GIVEN PROBLEM — Copy the lines that follow, keeping every character the same.

SUPPLIED INFORMATION —
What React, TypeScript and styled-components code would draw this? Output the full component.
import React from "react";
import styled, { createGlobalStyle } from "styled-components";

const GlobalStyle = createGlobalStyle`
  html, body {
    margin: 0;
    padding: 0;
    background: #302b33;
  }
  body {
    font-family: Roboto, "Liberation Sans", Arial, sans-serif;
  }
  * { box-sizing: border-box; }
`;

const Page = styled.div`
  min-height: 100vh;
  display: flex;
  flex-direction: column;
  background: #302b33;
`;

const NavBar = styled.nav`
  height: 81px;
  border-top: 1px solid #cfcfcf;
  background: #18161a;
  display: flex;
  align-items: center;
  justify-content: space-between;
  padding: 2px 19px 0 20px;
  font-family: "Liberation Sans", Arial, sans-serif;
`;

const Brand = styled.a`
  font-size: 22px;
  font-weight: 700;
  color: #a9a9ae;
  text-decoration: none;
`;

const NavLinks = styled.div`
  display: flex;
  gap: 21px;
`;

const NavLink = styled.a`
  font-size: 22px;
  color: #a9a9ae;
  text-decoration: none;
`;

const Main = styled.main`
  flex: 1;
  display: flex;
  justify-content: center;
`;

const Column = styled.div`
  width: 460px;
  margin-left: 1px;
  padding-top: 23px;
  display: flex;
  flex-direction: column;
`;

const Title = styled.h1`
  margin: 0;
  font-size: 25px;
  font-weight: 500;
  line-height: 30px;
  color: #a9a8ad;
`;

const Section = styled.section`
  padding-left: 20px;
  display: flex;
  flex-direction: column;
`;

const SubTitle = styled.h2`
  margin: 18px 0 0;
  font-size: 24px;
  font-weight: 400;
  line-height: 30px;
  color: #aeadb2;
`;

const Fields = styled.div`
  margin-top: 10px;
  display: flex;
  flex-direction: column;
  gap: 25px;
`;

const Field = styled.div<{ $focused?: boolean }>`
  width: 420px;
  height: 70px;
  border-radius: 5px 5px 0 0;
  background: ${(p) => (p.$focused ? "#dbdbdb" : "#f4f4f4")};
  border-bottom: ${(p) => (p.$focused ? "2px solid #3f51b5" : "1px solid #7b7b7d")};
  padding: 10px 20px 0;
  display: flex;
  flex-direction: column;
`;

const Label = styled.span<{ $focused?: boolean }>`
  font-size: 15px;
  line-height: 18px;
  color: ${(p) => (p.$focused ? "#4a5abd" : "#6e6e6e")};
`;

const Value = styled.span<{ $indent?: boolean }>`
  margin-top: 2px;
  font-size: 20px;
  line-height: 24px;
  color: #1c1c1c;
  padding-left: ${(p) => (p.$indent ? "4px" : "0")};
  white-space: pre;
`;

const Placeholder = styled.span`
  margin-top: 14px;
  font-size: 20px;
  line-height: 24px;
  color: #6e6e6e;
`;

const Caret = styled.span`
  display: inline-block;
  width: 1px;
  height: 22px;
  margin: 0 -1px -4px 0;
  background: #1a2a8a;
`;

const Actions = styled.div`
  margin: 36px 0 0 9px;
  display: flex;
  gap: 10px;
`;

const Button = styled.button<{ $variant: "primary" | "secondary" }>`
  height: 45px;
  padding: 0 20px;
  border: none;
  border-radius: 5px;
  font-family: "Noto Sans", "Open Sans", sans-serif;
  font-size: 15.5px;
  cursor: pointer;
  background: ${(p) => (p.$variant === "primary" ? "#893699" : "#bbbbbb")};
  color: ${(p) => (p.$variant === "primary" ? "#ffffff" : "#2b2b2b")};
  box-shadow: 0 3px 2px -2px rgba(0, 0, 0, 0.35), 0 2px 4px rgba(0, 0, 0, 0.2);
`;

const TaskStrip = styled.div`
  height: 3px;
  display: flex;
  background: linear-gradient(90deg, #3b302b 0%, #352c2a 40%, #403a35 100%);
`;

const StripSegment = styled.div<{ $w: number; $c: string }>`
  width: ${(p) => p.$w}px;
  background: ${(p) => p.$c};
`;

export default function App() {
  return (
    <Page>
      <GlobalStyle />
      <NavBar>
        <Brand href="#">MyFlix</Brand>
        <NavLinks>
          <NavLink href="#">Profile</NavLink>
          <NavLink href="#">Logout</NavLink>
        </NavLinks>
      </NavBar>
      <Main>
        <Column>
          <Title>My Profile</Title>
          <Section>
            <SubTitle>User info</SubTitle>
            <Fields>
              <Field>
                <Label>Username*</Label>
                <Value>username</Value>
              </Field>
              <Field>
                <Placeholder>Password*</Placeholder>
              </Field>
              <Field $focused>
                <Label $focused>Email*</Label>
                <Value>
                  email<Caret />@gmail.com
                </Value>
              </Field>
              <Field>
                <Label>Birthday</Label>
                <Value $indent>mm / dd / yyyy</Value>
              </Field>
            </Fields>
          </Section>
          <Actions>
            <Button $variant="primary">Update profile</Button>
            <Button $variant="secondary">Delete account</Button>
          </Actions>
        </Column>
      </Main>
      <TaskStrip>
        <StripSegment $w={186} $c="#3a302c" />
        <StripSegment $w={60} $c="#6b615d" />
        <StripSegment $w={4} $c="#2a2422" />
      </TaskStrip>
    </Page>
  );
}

ANSWER TO THIS PROBLEM —
What React, TypeScript and styled-components code would draw this? Output the full component.
import React from "react";
import styled, { createGlobalStyle } from "styled-components";

const GlobalStyle = createGlobalStyle`
  html, body {
    margin: 0;
    padding: 0;
    background: #302b33;
  }
  body {
    font-family: Roboto, "Liberation Sans", Arial, sans-serif;
  }
  * { box-sizing: border-box; }
`;

const Page = styled.div`
  min-height: 100vh;
  display: flex;
  flex-direction: column;
  background: #302b33;
`;

const NavBar = styled.nav`
  height: 81px;
  border-top: 1px solid #cfcfcf;
  background: #18161a;
  display: flex;
  align-items: center;
  justify-content: space-between;
  padding: 2px 19px 0 20px;
  font-family: "Liberation Sans", Arial, sans-serif;
`;

const Brand = styled.a`
  font-size: 22px;
  font-weight: 700;
  color: #a9a9ae;
  text-decoration: none;
`;

const NavLinks = styled.div`
  display: flex;
  gap: 21px;
`;

const NavLink = styled.a`
  font-size: 22px;
  color: #a9a9ae;
  text-decoration: none;
`;

const Main = styled.main`
  flex: 1;
  display: flex;
  justify-content: center;
`;

const Column = styled.div`
  width: 460px;
  margin-left: 1px;
  padding-top: 23px;
  display: flex;
  flex-direction: column;
`;

const Title = styled.h1`
  margin: 0;
  font-size: 25px;
  font-weight: 500;
  line-height: 30px;
  color: #a9a8ad;
`;

const Section = styled.section`
  padding-left: 20px;
  display: flex;
  flex-direction: column;
`;

const SubTitle = styled.h2`
  margin: 18px 0 0;
  font-size: 24px;
  font-weight: 400;
  line-height: 30px;
  color: #aeadb2;
`;

const Fields = styled.div`
  margin-top: 10px;
  display: flex;
  flex-direction: column;
  gap: 25px;
`;

const Field = styled.div<{ $focused?: boolean }>`
  width: 420px;
  height: 70px;
  border-radius: 5px 5px 0 0;
  background: ${(p) => (p.$focused ? "#dbdbdb" : "#f4f4f4")};
  border-bottom: ${(p) => (p.$focused ? "2px solid #3f51b5" : "1px solid #7b7b7d")};
  padding: 10px 20px 0;
  display: flex;
  flex-direction: column;
`;

const Label = styled.span<{ $focused?: boolean }>`
  font-size: 15px;
  line-height: 18px;
  color: ${(p) => (p.$focused ? "#4a5abd" : "#6e6e6e")};
`;

const Value = styled.span<{ $indent?: boolean }>`
  margin-top: 2px;
  font-size: 20px;
  line-height: 24px;
  color: #1c1c1c;
  padding-left: ${(p) => (p.$indent ? "4px" : "0")};
  white-space: pre;
`;

const Placeholder = styled.span`
  margin-top: 14px;
  font-size: 20px;
  line-height: 24px;
  color: #6e6e6e;
`;

const Caret = styled.span`
  display: inline-block;
  width: 1px;
  height: 22px;
  margin: 0 -1px -4px 0;
  background: #1a2a8a;
`;

const Actions = styled.div`
  margin: 36px 0 0 9px;
  display: flex;
  gap: 10px;
`;

const Button = styled.button<{ $variant: "primary" | "secondary" }>`
  height: 45px;
  padding: 0 20px;
  border: none;
  border-radius: 5px;
  font-family: "Noto Sans", "Open Sans", sans-serif;
  font-size: 15.5px;
  cursor: pointer;
  background: ${(p) => (p.$variant === "primary" ? "#893699" : "#bbbbbb")};
  color: ${(p) => (p.$variant === "primary" ? "#ffffff" : "#2b2b2b")};
  box-shadow: 0 3px 2px -2px rgba(0, 0, 0, 0.35), 0 2px 4px rgba(0, 0, 0, 0.2);
`;

const TaskStrip = styled.div`
  height: 3px;
  display: flex;
  background: linear-gradient(90deg, #3b302b 0%, #352c2a 40%, #403a35 100%);
`;

const StripSegment = styled.div<{ $w: number; $c: string }>`
  width: ${(p) => p.$w}px;
  background: ${(p) => p.$c};
`;

export default function App() {
  return (
    <Page>
      <GlobalStyle />
      <NavBar>
        <Brand href="#">MyFlix</Brand>
        <NavLinks>
          <NavLink href="#">Profile</NavLink>
          <NavLink href="#">Logout</NavLink>
        </NavLinks>
      </NavBar>
      <Main>
        <Column>
          <Title>My Profile</Title>
          <Section>
            <SubTitle>User info</SubTitle>
            <Fields>
              <Field>
                <Label>Username*</Label>
                <Value>username</Value>
              </Field>
              <Field>
                <Placeholder>Password*</Placeholder>
              </Field>
              <Field $focused>
                <Label $focused>Email*</Label>
                <Value>
                  email<Caret />@gmail.com
                </Value>
              </Field>
              <Field>
                <Label>Birthday</Label>
                <Value $indent>mm / dd / yyyy</Value>
              </Field>
            </Fields>
          </Section>
          <Actions>
            <Button $variant="primary">Update profile</Button>
            <Button $variant="secondary">Delete account</Button>
          </Actions>
        </Column>
      </Main>
      <TaskStrip>
        <StripSegment $w={186} $c="#3a302c" />
        <StripSegment $w={60} $c="#6b615d" />
        <StripSegment $w={4} $c="#2a2422" />
      </TaskStrip>
    </Page>
  );
}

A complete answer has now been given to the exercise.